[start of Source data]

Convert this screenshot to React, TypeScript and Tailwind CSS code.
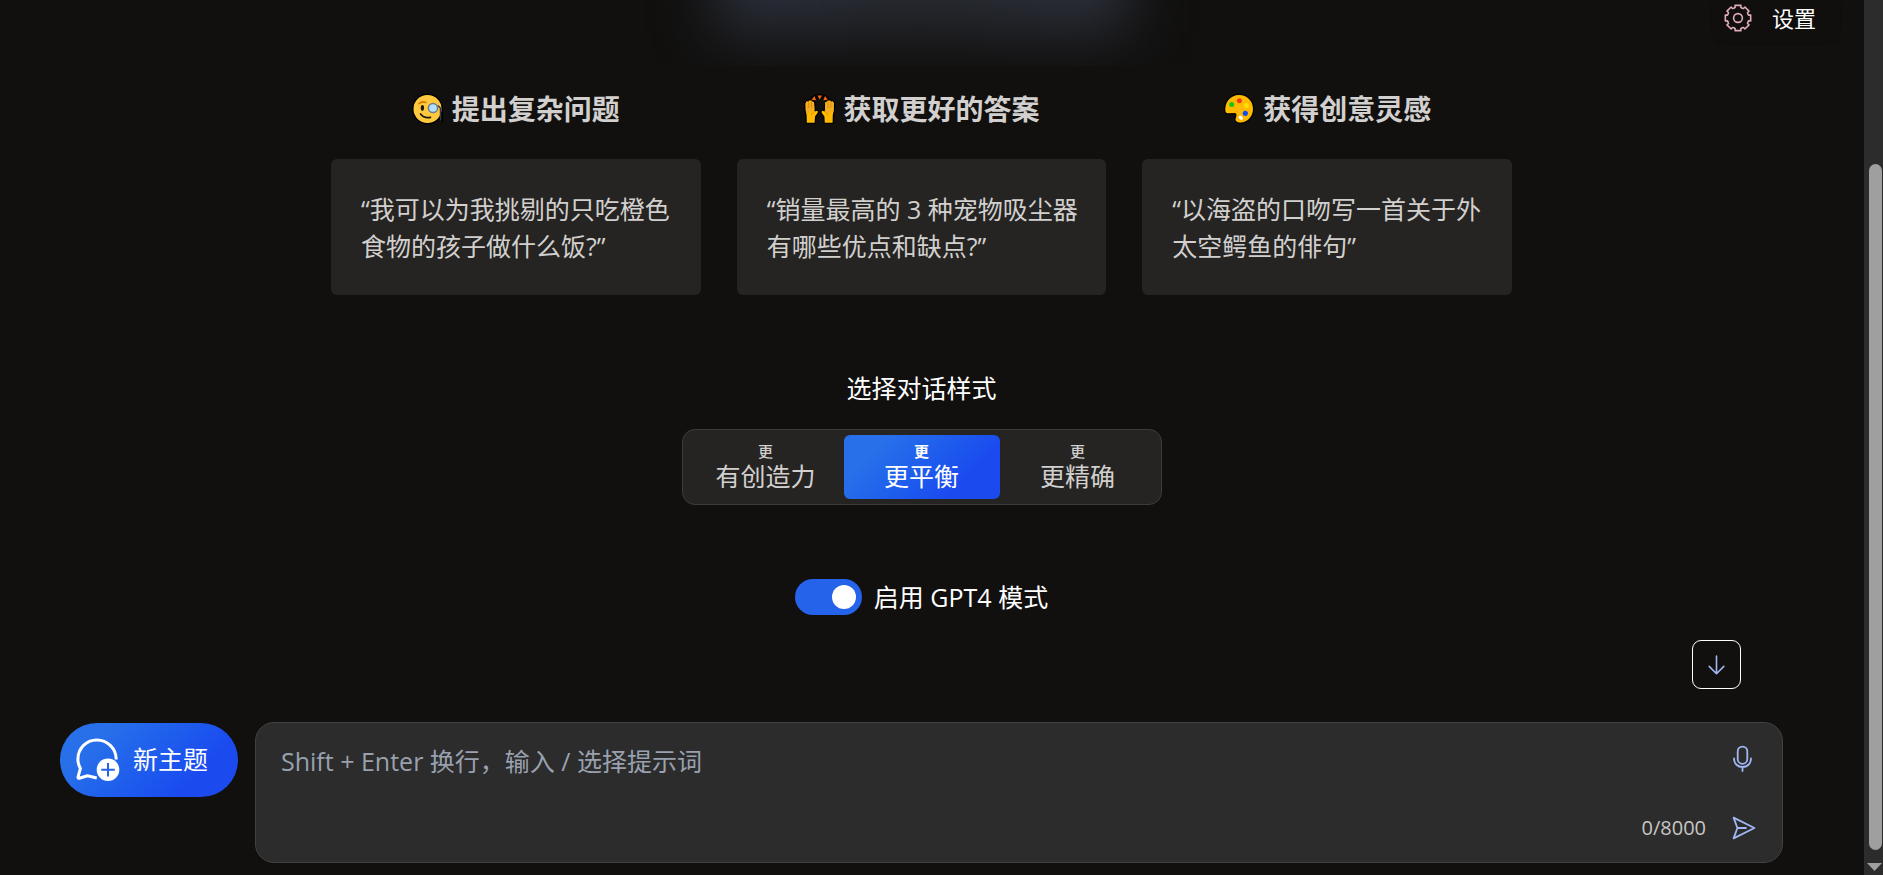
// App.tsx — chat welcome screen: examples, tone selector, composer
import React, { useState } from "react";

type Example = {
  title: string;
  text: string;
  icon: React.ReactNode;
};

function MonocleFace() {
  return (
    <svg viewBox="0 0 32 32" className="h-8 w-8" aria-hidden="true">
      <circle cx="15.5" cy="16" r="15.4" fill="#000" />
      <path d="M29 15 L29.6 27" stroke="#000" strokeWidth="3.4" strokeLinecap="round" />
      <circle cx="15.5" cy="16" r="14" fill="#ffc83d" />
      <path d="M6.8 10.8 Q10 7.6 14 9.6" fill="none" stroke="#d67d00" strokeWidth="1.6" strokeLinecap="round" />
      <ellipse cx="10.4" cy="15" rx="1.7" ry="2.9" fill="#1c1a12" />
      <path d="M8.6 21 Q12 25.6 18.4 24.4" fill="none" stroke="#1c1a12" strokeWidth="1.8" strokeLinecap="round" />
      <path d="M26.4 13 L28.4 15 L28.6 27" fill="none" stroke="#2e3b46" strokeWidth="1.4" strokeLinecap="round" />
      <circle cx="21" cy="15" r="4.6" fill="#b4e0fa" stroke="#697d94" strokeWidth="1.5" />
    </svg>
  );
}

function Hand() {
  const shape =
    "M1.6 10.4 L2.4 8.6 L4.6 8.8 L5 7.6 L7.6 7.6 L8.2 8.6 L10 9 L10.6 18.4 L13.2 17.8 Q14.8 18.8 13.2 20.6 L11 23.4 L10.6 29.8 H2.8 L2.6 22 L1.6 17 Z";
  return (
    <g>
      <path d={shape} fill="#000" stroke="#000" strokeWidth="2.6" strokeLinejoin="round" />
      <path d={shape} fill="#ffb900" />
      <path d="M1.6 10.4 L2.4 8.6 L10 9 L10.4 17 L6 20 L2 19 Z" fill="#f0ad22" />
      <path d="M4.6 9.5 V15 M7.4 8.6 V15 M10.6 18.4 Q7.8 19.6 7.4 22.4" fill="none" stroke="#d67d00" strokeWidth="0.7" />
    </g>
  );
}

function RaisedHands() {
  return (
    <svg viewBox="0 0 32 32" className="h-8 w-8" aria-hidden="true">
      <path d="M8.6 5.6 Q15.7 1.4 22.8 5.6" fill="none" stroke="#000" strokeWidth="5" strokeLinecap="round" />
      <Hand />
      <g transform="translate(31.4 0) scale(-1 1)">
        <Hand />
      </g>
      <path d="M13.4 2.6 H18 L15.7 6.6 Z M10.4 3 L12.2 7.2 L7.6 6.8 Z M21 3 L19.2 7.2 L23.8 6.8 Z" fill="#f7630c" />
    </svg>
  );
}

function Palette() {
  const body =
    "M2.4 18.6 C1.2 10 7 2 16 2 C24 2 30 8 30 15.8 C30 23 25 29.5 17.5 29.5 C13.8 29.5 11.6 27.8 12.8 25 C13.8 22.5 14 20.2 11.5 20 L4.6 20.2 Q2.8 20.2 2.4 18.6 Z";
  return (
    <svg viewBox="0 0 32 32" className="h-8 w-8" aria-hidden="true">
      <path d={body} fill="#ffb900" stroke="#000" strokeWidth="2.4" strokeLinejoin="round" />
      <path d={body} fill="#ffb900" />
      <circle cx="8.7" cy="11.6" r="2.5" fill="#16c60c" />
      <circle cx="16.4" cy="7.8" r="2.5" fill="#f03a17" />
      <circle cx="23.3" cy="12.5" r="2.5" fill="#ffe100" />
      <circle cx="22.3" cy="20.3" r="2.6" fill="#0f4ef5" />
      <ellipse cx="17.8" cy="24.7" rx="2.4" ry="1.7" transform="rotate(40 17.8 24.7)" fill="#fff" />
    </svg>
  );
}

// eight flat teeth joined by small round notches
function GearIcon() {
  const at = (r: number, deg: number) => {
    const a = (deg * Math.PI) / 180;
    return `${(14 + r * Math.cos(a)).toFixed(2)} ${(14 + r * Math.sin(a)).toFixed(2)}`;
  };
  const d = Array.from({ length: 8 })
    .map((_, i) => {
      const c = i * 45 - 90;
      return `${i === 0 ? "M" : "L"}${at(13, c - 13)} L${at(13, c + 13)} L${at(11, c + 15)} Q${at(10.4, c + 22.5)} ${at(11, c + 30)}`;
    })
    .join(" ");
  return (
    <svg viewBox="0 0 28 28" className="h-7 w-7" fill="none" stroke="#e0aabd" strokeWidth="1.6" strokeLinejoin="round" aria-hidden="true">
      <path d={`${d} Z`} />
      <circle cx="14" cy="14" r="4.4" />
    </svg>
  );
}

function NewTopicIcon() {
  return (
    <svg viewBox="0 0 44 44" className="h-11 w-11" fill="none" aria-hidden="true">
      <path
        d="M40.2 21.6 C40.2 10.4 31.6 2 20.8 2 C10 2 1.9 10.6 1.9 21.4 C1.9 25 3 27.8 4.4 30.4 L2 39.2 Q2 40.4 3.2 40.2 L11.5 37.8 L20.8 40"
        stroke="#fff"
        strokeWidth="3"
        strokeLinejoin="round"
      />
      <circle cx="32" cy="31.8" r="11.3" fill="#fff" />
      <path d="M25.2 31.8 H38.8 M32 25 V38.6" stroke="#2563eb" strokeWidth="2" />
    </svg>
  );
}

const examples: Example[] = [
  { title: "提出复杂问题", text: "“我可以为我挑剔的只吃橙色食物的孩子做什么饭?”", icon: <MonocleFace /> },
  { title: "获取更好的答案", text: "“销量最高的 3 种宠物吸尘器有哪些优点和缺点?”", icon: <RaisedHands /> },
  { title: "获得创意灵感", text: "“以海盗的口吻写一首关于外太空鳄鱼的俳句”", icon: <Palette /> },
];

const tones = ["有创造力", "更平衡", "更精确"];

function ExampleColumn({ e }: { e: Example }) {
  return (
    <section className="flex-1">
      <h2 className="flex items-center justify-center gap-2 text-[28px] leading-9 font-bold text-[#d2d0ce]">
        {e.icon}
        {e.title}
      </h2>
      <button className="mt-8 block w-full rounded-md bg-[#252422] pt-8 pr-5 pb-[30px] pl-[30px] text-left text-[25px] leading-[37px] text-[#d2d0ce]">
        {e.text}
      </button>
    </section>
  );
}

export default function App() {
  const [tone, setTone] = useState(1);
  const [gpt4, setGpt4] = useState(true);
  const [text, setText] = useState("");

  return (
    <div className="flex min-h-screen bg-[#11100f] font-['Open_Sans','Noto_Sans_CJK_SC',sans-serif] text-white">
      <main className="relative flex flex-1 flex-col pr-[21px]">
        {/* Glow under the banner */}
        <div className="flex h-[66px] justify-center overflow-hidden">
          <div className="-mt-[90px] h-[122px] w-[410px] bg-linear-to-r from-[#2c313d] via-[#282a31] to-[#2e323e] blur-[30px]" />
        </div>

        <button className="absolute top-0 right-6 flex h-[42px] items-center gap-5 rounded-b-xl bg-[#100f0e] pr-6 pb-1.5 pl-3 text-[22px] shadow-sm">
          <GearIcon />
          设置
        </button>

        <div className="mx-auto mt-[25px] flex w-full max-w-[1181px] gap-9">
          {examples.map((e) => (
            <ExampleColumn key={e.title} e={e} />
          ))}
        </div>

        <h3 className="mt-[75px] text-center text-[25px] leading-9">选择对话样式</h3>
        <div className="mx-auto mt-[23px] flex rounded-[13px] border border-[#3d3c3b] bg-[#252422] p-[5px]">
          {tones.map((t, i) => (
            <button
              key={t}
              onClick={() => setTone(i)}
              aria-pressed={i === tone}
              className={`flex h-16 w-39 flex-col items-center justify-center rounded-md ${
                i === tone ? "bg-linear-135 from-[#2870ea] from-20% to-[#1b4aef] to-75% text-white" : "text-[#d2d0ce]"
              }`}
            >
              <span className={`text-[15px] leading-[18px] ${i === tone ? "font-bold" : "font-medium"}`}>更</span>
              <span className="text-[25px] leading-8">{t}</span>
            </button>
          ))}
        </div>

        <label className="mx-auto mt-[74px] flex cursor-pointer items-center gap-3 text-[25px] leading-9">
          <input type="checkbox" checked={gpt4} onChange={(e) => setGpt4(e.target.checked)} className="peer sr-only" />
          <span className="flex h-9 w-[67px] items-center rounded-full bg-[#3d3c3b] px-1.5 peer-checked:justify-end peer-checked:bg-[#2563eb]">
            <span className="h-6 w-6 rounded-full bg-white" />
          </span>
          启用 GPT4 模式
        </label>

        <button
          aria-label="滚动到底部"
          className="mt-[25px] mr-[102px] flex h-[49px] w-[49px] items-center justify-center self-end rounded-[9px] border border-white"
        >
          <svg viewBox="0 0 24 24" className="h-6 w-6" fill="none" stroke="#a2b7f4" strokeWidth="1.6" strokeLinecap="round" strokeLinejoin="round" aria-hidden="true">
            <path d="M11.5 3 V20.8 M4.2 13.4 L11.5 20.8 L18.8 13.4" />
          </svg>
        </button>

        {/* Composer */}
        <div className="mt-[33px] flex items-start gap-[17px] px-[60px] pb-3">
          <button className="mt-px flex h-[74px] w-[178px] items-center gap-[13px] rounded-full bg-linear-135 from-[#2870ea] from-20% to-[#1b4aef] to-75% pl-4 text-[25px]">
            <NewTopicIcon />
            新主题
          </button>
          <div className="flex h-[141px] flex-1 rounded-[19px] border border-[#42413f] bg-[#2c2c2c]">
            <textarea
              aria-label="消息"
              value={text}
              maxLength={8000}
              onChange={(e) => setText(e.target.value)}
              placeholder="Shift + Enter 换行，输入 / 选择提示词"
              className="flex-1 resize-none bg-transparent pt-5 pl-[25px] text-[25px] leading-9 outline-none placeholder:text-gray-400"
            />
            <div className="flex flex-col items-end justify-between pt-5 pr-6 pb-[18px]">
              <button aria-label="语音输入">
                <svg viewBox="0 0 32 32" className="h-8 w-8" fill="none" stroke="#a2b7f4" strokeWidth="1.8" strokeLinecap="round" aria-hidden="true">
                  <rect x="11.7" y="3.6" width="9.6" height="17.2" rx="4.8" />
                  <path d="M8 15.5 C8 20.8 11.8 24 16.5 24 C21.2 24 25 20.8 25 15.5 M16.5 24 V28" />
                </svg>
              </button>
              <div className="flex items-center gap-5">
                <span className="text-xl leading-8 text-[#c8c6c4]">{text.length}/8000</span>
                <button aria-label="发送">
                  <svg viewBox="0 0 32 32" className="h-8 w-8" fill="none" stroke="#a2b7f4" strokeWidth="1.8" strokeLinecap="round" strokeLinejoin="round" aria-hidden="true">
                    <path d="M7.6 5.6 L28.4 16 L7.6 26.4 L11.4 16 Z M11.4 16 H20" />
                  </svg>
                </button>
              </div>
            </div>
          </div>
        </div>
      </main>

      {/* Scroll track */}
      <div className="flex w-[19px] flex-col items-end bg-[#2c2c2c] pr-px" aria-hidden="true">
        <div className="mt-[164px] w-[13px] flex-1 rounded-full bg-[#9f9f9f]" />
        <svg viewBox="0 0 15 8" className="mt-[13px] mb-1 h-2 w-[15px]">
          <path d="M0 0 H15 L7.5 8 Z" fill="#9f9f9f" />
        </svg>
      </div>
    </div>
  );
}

[end of Source data]

Task details:
Find the lines above that include the string "React" and copy them.

Full response:
Convert this screenshot to React, TypeScript and Tailwind CSS code.
import React, { useState } from "react";
  icon: React.ReactNode;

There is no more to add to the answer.